FIGMENT created another summer-long minigolf course and sculpture garden in 2010 on Governors Island, and added an architectural competition to design and build a pavilion on the island as a center for arts activity. The City of Dreams Pavilion Design Competition was being jointly hosted by FIGMENT, the Emerging New York Architects (ENYA) committee of the New York Chapter of the American Institute of Architects (AIA), and the Structural Engineers Association of New York (SEAoNY). The competition received over 50 entries, and a jury of architects, journalists, and engineers selected Ann Ha and Behrang Behin's Living Pavilion as the winner of the competition. The Living Pavilion was built on the Parade Grounds on Governors Island, and opened in time for FIGMENT on June 11. The Living Pavilion, Minigolf Course, and Sculpture Garden were open on the island through October 3, 2010, and were visited by an estimated 200,000 visitors to the island.

==FIGMENT 2011==
In 2011, FIGMENT added events in Jackson, Mississippi and Detroit, Michigan, for a total of four events. The season began with the event in Jackson on May 21–22. Then next was Boston (relocated from Memorial Drive to the Rose Kennedy Greenway) on June 4–5. Then FIGMENT NYC on Governors Island on June 10–12. And finally FIGMENT Detroit on Belle Isle on August 6.

2011 brought much more interest and collaboration from public officials. Mayor Harvey Johnson visited FIGMENT Jackson on May 21. Mayor Thomas Menino of Boston issued a proclamation naming June 4 as "FIGMENT Boston Day" in the City of Boston.

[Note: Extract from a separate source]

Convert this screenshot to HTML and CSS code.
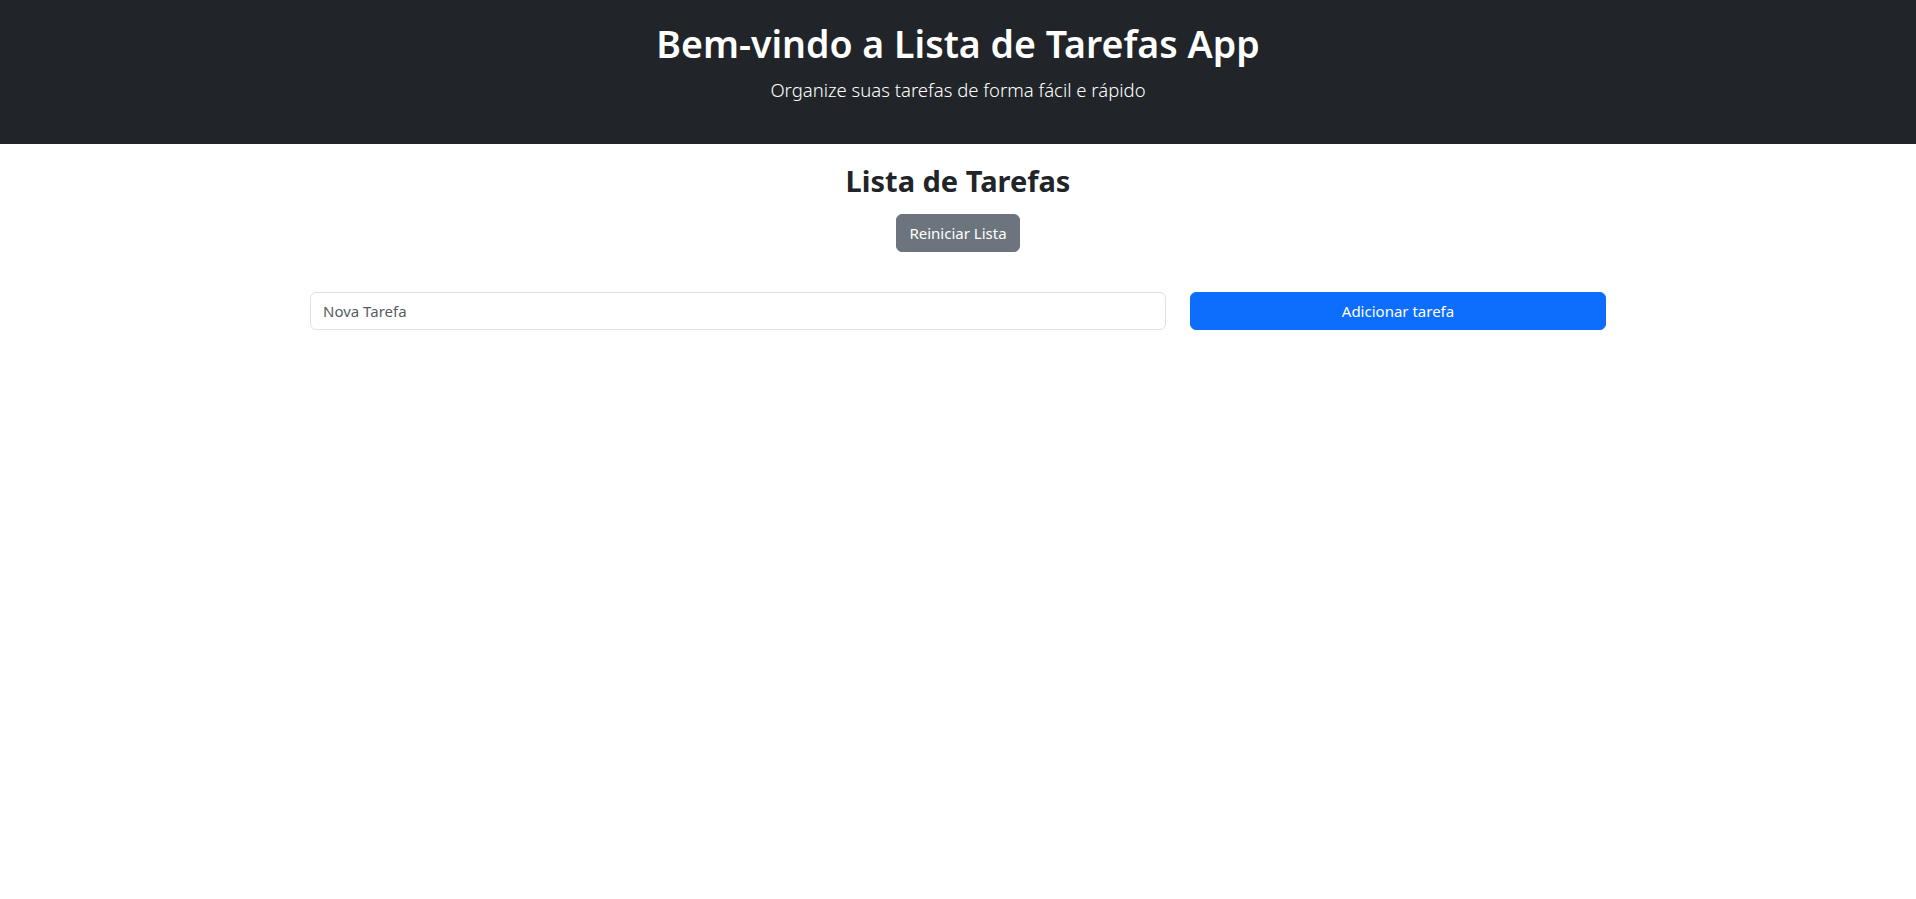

And New York State Senator Daniel Squadron visited FIGMENT NYC on June 10 and gave a press conference with Trust for Governors Island President Leslie Koch and FIGMENT Executive Producer David Koren.

FIGMENT NYC was named the Best Art Festival in New York by the Village Voice.

FIGMENT's brand received a design award in late 2011 by the AIGA.

In late 2011, FIGMENT received a grant from the National Endowment for the Arts for the first time ever, for its 2012 season.